5 Questions to Build Your Company’s Capacity for Innovation
With so much uncertainty about, well, everything, people are realizing that innovation — the process by which new things create value — is essential to thriving going forward. In my work advising senior teams on strategy and innovation topics, I’m getting a lot of inquiries along the lines of, “We need to create an innovation capability, but we don’t know where to start.”
Asking yourself these five questions is a good place to begin. In my experience, you can work your way through them, ideally with a little experienced guidance, in about 30 days. By then, you will know what projects are essential to succeed, how you will get projects into your portfolio (and which you might need to get out of it), where your innovation and growth unit will be located, and how you’ll start to work in earnest with a few small projects.

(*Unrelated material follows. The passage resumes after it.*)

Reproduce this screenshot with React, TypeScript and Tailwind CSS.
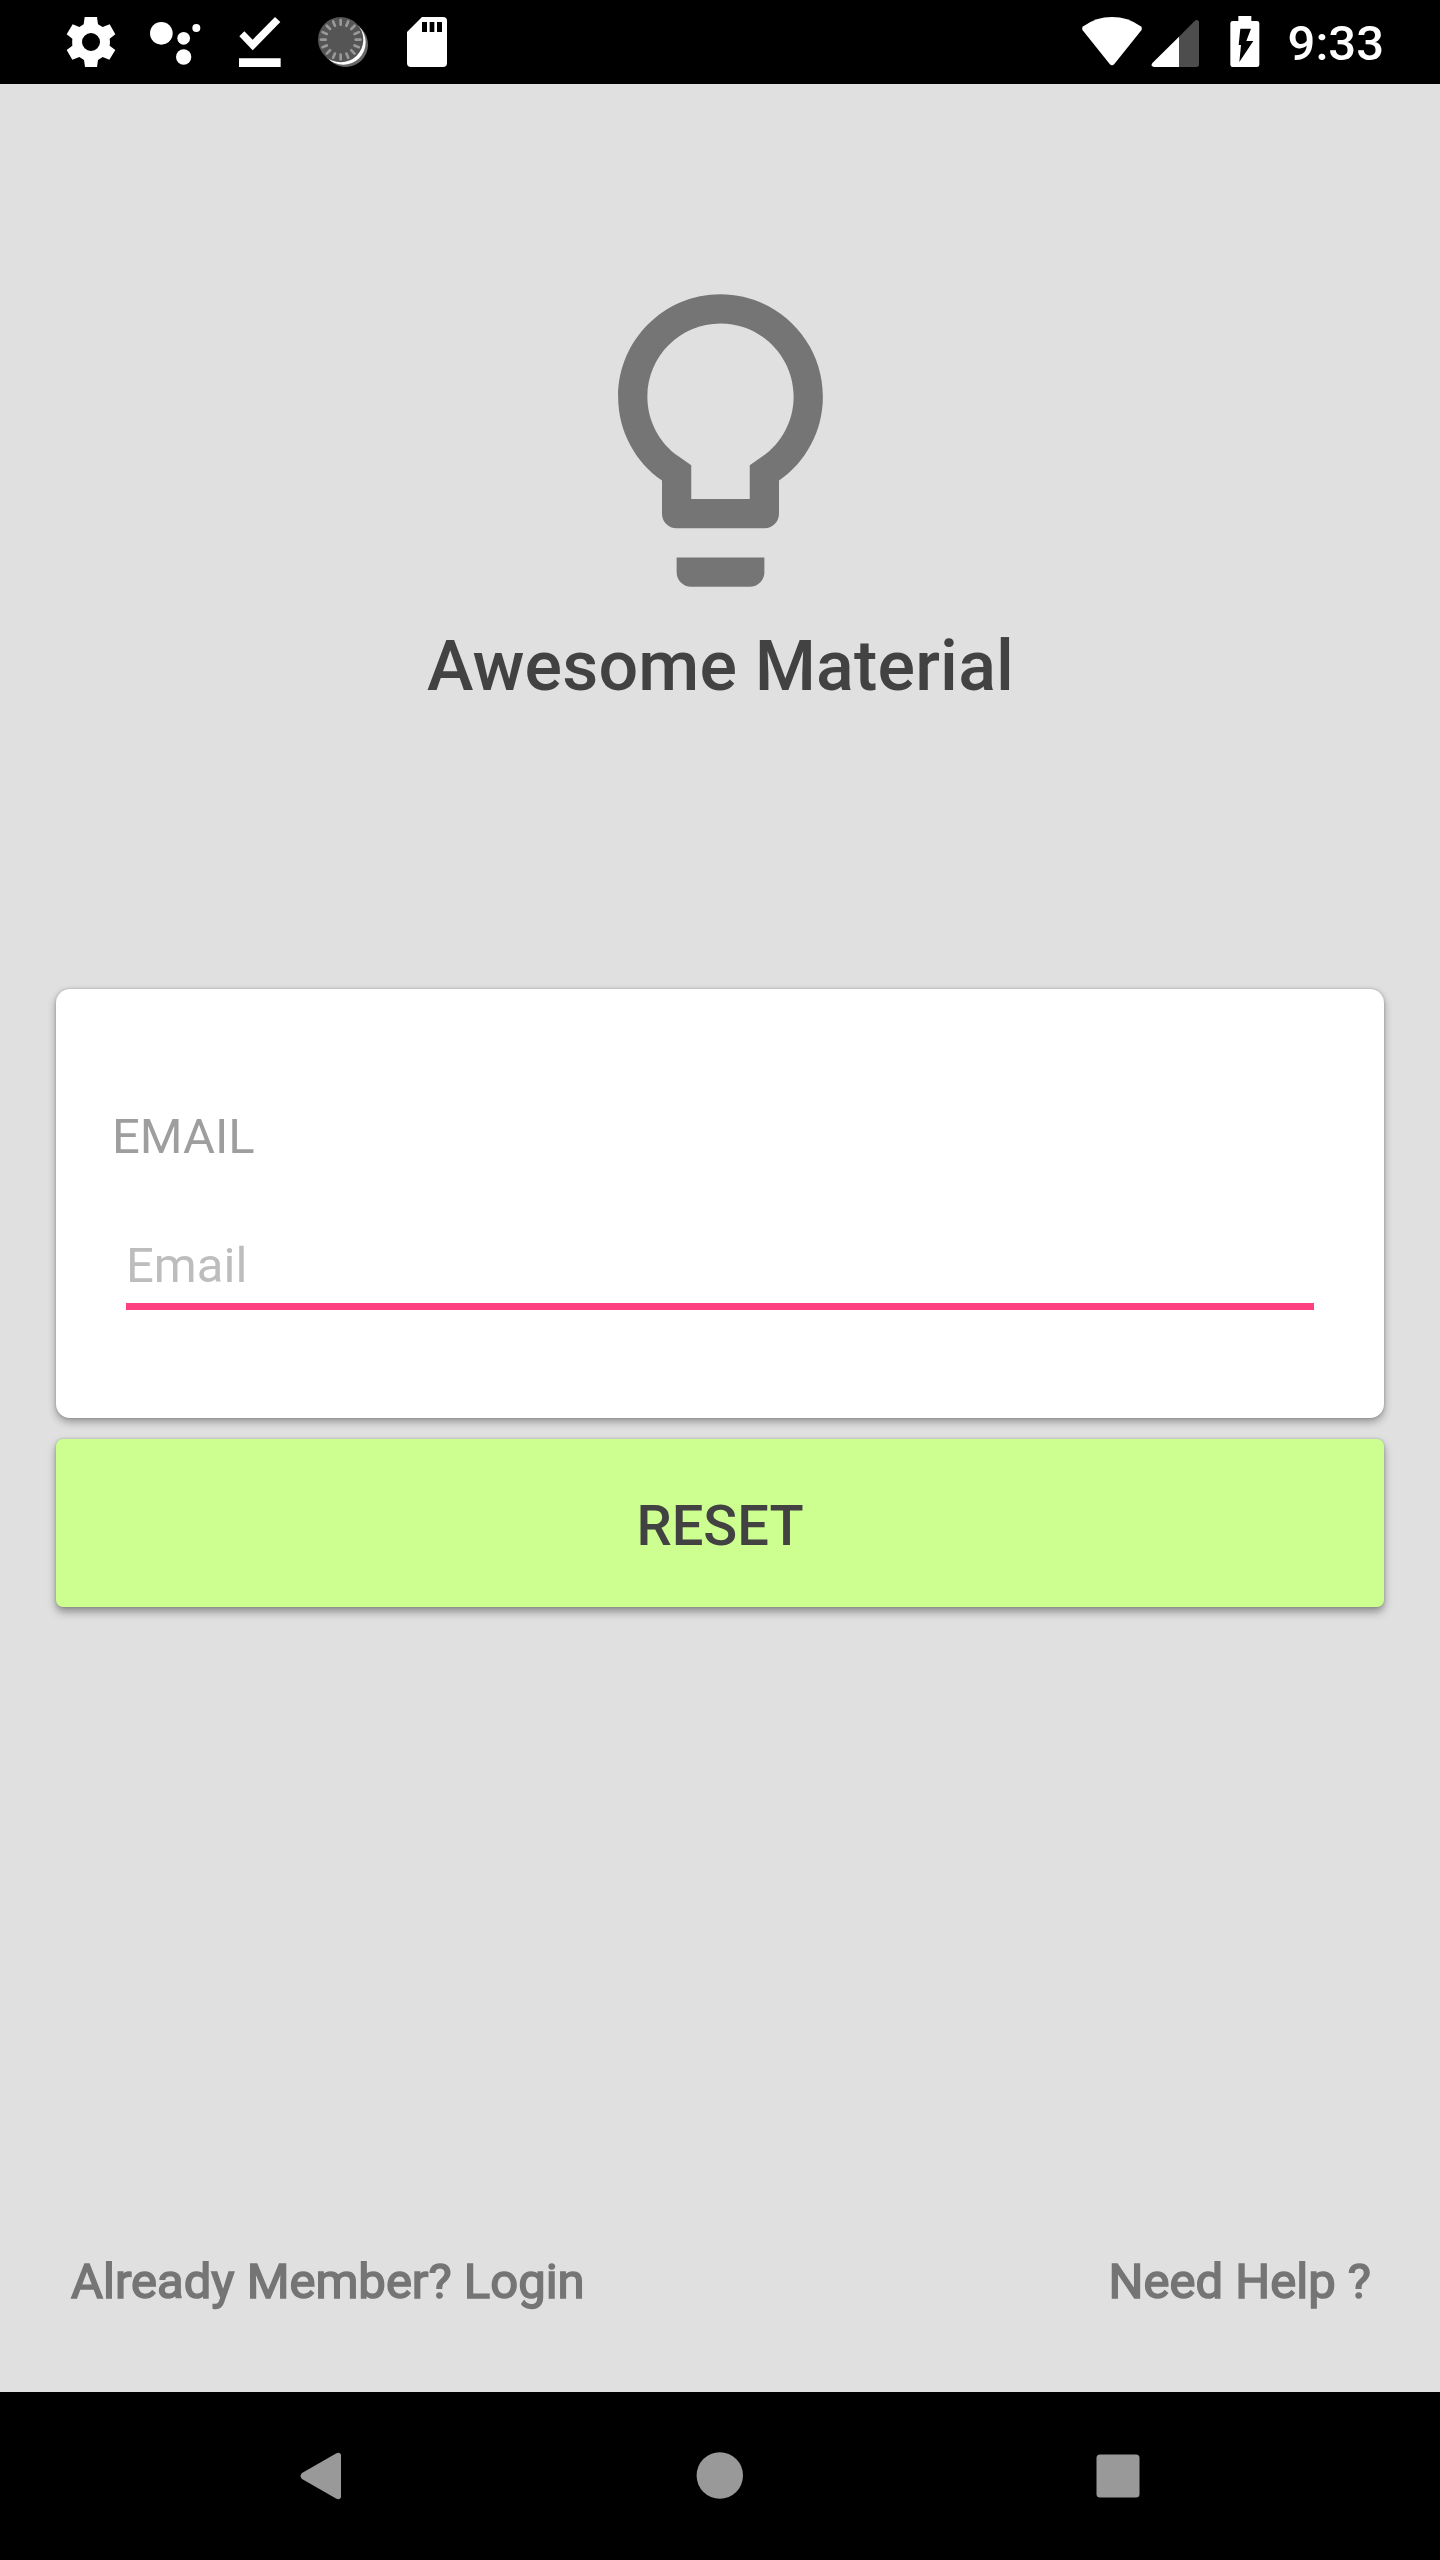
import React from "react";

function StatusBar() {
  return (
    <div className="flex h-[84px] shrink-0 items-center bg-black pl-[60px] pr-[56px] text-white">
      {/* settings */}
      <svg className="h-[84px] w-[60px]" viewBox="60 0 180 252" fill="#fff">
        <path fillRule="evenodd" d="M134 51H171L174 73L188 81L209 73L226 103L209 116Q211 126 209 137L226 150L208 179L188 171L174 180L171 201H135L132 180L118 171L97 179L80 150L97 137Q96 126 97 116L80 103L98 73L118 81L131 73ZM153 99A27 27 0 1 0 153 153A27 27 0 1 0 153 99Z" />
      </svg>
      {/* assistant dots */}
      <svg className="ml-[24px] h-[84px] w-[60px]" viewBox="312 0 180 252" fill="#fff">
        <circle cx="364" cy="100" r="34" />
        <circle cx="431" cy="115" r="19" />
        <circle cx="469" cy="84" r="12" />
        <circle cx="431" cy="171" r="23" />
      </svg>
      {/* download finished */}
      <svg className="ml-[24px] h-[84px] w-[60px]" viewBox="564 0 180 252" fill="#fff">
        <path d="M598 109L613 94L638 119L705 51L721 66L638 151ZM597 175H722V201H597Z" />
      </svg>
      {/* dial */}
      <svg className="ml-[24px] h-[84px] w-[60px]" viewBox="96 0 180 252">
        <circle cx="197" cy="134" r="67" fill="#666" />
        <circle cx="190" cy="127" r="67" fill="#fff" />
        <circle cx="182" cy="119" r="68" fill="#555" />
        <g stroke="#999" strokeWidth="8" strokeLinecap="round">
          {Array.from({ length: 16 }, (_, i) => (
            <line key={i} x1="182" y1="60" x2="182" y2="74" transform={`rotate(${i * 22.5} 182 119)`} />
          ))}
        </g>
      </svg>
      {/* sd card */}
      <svg className="ml-[24px] h-[84px] w-[60px]" viewBox="348 0 180 252">
        <path fill="#fff" d="M426 51H489Q501 51 501 63V189Q501 201 489 201H393Q381 201 381 189V96Z" />
        <path d="M426 66H441V96H426ZM449 66H463V96H449ZM471 66H486V96H471Z" />
      </svg>

      <div className="ml-auto flex items-center">
        {/* wifi */}
        <svg className="h-[84px] w-[60px]" viewBox="66 0 180 252" fill="#fff">
          <path d="M70 79Q108 51 156 51T242 79Q248 84 244 91L163 192Q156 200 149 192L68 91Q64 84 70 79Z" />
        </svg>
        {/* signal */}
        <svg className="ml-[9px] h-[84px] w-[49px]" viewBox="273 0 147 252">
          <path fill="#4d4d4d" d="M357 110L404 63Q408 59 412 60Q417 62 417 67V193Q417 201 409 201H357Z" />
          <path fill="#fff" d="M357 110V201H282Q277 201 275 196Q274 192 278 188Z" />
        </svg>
        {/* battery */}
        <svg className="ml-[30px] h-[84px] w-[30px]" viewBox="512 0 90 252">
          <path fill="#fff" d="M537 48H576V63H593Q600 63 600 70V194Q600 201 593 201H520Q513 201 513 194V70Q513 63 520 63H537Z" />
          <path d="M543 86H575L561 123H582L540 186L545 135H538Z" />
        </svg>
        <span className="ml-[28px] pt-[4px] text-[49px] font-medium leading-[84px]">9:33</span>
      </div>
    </div>
  );
}

function NavBar() {
  return (
    <div className="flex h-[168px] shrink-0 items-center justify-center gap-[308px] bg-black">
      <svg className="h-[90px] w-[90px]" viewBox="0 0 90 90" fill="#999">
        <path d="M25 42L59 22.600Q63 20.500 64 24V66Q63 69.500 59 67.400L25 48Q22 45 25 42Z" />
      </svg>
      <svg className="h-[90px] w-[90px]" viewBox="0 0 90 90" fill="#999">
        <circle cx="44.800" cy="44.500" r="23.200" />
      </svg>
      <svg className="h-[90px] w-[90px]" viewBox="0 0 90 90" fill="#999">
        <rect x="23.500" y="23.500" width="43" height="43" rx="3.500" />
      </svg>
    </div>
  );
}

export default function App() {
  return (
    <div className="flex h-[2560px] w-[1440px] flex-col overflow-hidden bg-[#e0e0e0] font-['Roboto',sans-serif]">
      <StatusBar />
      <main className="flex flex-1 flex-col px-[56px]">
        <header className="flex h-[905px] flex-col items-center pt-[181px]">
          <svg className="h-[351px] w-[351px]" viewBox="0 0 24 24" fill="#757575">
            <path d="M9 21c0 .55.45 1 1 1h4c.55 0 1-.45 1-1v-1H9v1zm3-19C8.14 2 5 5.14 5 9c0 2.38 1.19 4.47 3 5.74V17c0 .55.45 1 1 1h6c.55 0 1-.45 1-1v-2.26c1.81-1.27 3-3.36 3-5.74 0-3.86-3.14-7-7-7zm2.85 11.1l-.85.6V16h-4v-2.3l-.85-.6C7.8 12.16 7 10.63 7 9c0-2.76 2.24-5 5-5s5 2.24 5 5c0 1.63-.8 3.16-2.15 4.1z" />
          </svg>
          <h1 className="mt-[9px] pl-[1px] text-[70px] font-medium leading-[82px] tracking-[0.18px] text-[#424242]">Awesome Material</h1>
        </header>
        <section className="flex h-[429px] flex-col rounded-[14px] bg-white px-[56px] pt-[119px] shadow-[0_4px_8px_rgba(0,0,0,0.33),0_0_3px_rgba(0,0,0,0.22)]">
          <label className="text-[49px] leading-[58px] text-[#9e9e9e]">EMAIL</label>
          <div className="mx-[14px] mt-[71px] h-[73px] border-b-[7px] border-[#ff4081] text-[49px] leading-[58px] text-[#bdbdbd]">
            Email
          </div>
        </section>
        <button className="mt-[21px] h-[168px] rounded-[7px] bg-[#ccff90] pt-[5px] text-[56px] font-medium leading-[66px] text-[#424242] shadow-[0_5px_8px_rgba(0,0,0,0.36),0_0_3px_rgba(0,0,0,0.22)]">
          RESET
        </button>
        <footer className="mt-auto flex justify-between pb-[81px] pl-[15px] pr-[13px] text-[49px] leading-[58px] text-[#757575] [-webkit-text-stroke:1.6px_#757575]">
          <span>Already Member? Login</span>
          <span>Need Help ?</span>
        </footer>
      </main>
      <NavBar />
    </div>
  );
}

1. What is your growth gap?
While it’s quite common for executives to promise their investors both performance and growth, the reality is that they are seldom set up to deliver both. Typically, they are paying a lot more attention to day to day performance, as Oyster International’s Don Laurie and Harvard Business School’s Bruce Harreld describe.
A useful way to shake up the status quo a bit is to ask your organization to articulate their growth gap — in other words, at some point in the future, how much new growth do you expect to get and where will it be coming from? The first thing is to figure out what that aspirational growth number is; this fun video explainer from Innosight explains how.
A terrific example of an organization that used this way of thinking to pursue both performance today and innovation for tomorrow is Honeywell, under the leadership of former CEO David Cote. He joined the firm in 2002 with the goal of doubling sales while keeping costs in check. As explained in his book, Winning Now, Winning Later, and in an interview with Fortune, he clearly articulated this growth gap and insisted that the four big overhead functions — finance, human resources, legal and IT — hold their annual dollar outlays at 2003 levels “forever.”
Next, you need to have a look at your portfolio of opportunities — the projects and programs that you are working on right now. Essentially, this involves three things: assigning spending to what is necessary to keep today’s business going, deciding on what to invest in the next generation of your core, and figuring out how to explore options for the future that offer long odds on a huge return.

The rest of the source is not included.